Mediation – This is essentially a non-binding dispute resolution mechanism involving a neutral and impartial third party who tries to help the disputing parties reach a mutually agreeable solution. The third party here is impartial, does not take decisions for the parties rather he helps them in identifying the issues and interests that need to be solved (Aduaka & Onnome, 2018). A collaborative process where a mediator works with the parties to come to a mutually agreeable solution. mediation a form of negotiation with a third-party catalyst who helps the conflicting parties negotiate when they cannot do so by themselves. Mediation is usually non-binding (Khan & Karim, 2017).
Conciliation-The process of conciliation is basically that of mediation. The only difference is that the neutral third party is usually an expert in the field or area of dispute in which he has being called upon to conciliate (Aduaka & Onnome , 2018). This is an ADR process where an independent third party, the conciliator, helps people in a dispute to identify the disputed issues, develop options, consider alternatives and try to reach an agreement. A conciliator may have professional expertise in the subject matter in dispute and will generally provide advice about the issues and options for resolution. However, a conciliator will not make a judgment or decision about the dispute. Conciliation may be voluntary, court ordered or required as part of a contract. It is often part of a court or government agency process.
Negotiation- Negotiation is a process whereby parties discuss and agree to terms or reach certain agreement without the aid or intervention of a third party. Negotiation basically involves some form of „give and take‟ from either parties or some form of compromise by the disputing parties. It is important to note that the law does not prohibit parties to a dispute from engaging in negotiation for the purpose of settling their dispute (Aduaka & Onnome , 2018). This form of ADR is often overlooked because of how obvious it is.

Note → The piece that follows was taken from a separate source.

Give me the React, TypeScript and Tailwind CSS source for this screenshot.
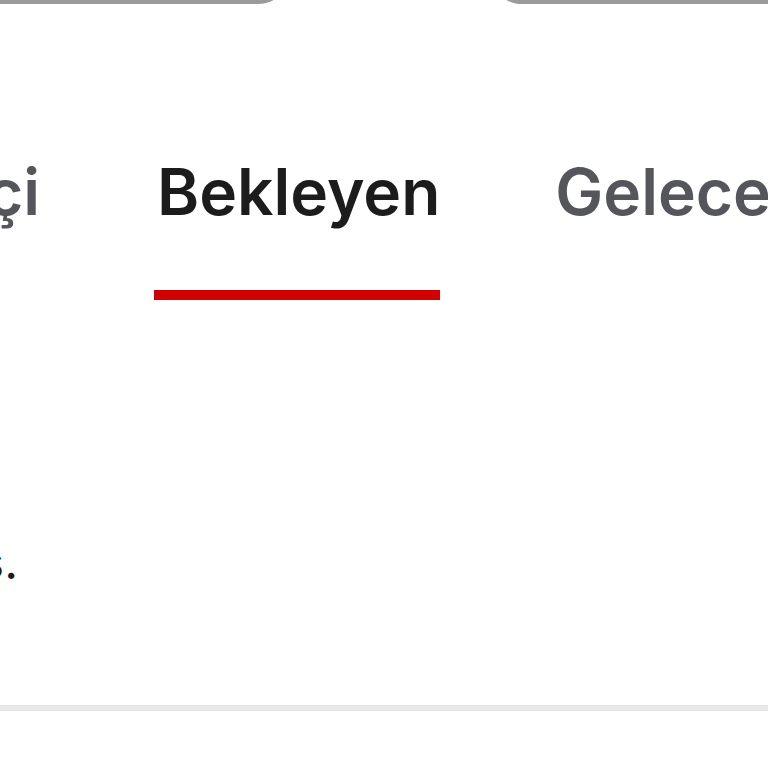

In negotiation, there is no impartial third party to assist the parties in their negotiation, so the parties work together to come to a compromise.
Collaborative Law- This is a form of ADR that has grown in popularity, especially in respect of family disputes. In this process, all participants may decide to use a ‘collaborative’ process model whereby lawyers and all experts are trained in interest-based negotiation and are focused on the negotiation process with two-hour meetings and guidelines for gathering and exchanging information (collaborative participation agreements normally require the withdrawal of lawyers and others if the negotiation does not result in an agreed outcome, which means that they cannot be involved in any subsequent litigation). This is common in North America.